Figure 10: Storage Controller Use Case employing real-time and Linux Workloads



## ADVANCED SAFETY & SCALABILITY WITH THE L4Re HYPERVISOR FAMILY

L4Re benefits for automotive software design:

- Safe upgrade path in the software stack
- Reduced complexity for developers
- Certification-ready systems, adhering to functional safety as well as security standards like Common Criteria EAL
- Consistent framework from small MMUbased to cloud server and HPC systems

The L4Re Operating System and Hypervisor Framework provides the technology to cover the whole spectrum of ARMv8-R virtualization. By leveraging the same APIs on both ends of the resource spectrum, applications can be deployed with no or only minimal changes on the whole spectrum. As systems are evolving and gaining more resources and capabilities, the L4Re architecture provides a safe upgrade path, economizing investments in the software stack.

By deploying both the L4Re Hypervisor and the L4Re Micro Hypervisor alongside each other, you further reduce complexity for designers and developers.

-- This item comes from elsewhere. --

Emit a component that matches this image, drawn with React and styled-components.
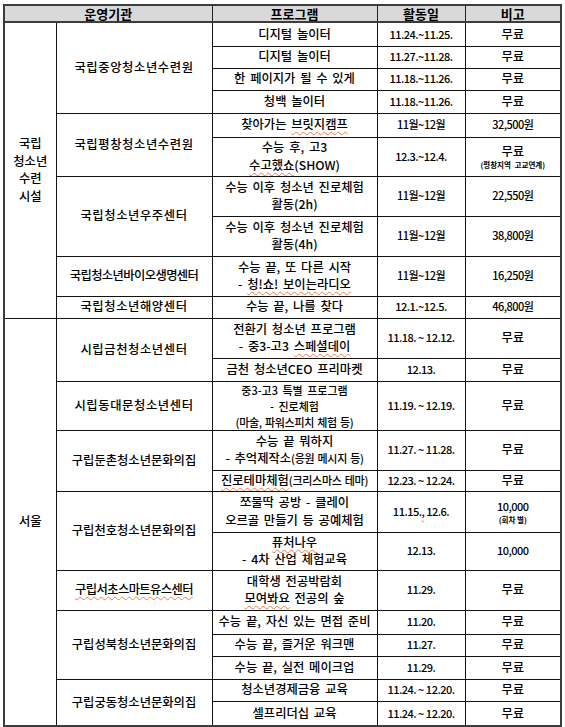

With the L4Re Operating System Frame-work, especially the combined use of L4Re Hypervisor and L4Re Micro Hypervisor for MPU, the objectives of consolidation and safety can be pursued simultaneously with a solution with uniform APIs and allowing full scalability. The modular microkernel approach is key to enabling certification of systems, according to functional safety as well as security standards such as Common Criteria EAL. The L4Re Micro Hypervisor provides the foundation to build certifiable, virtualized safety systems on the ARMv8-R technology. The small code base minimizes effort and time for certification and enables using MPUs for safety and security purposes in the first place.

Along with the L4Re Hypervisor for MMU based systems, L4Re provides a consistent framework from small, safety-critical systems up to cloud server virtualization scenarios.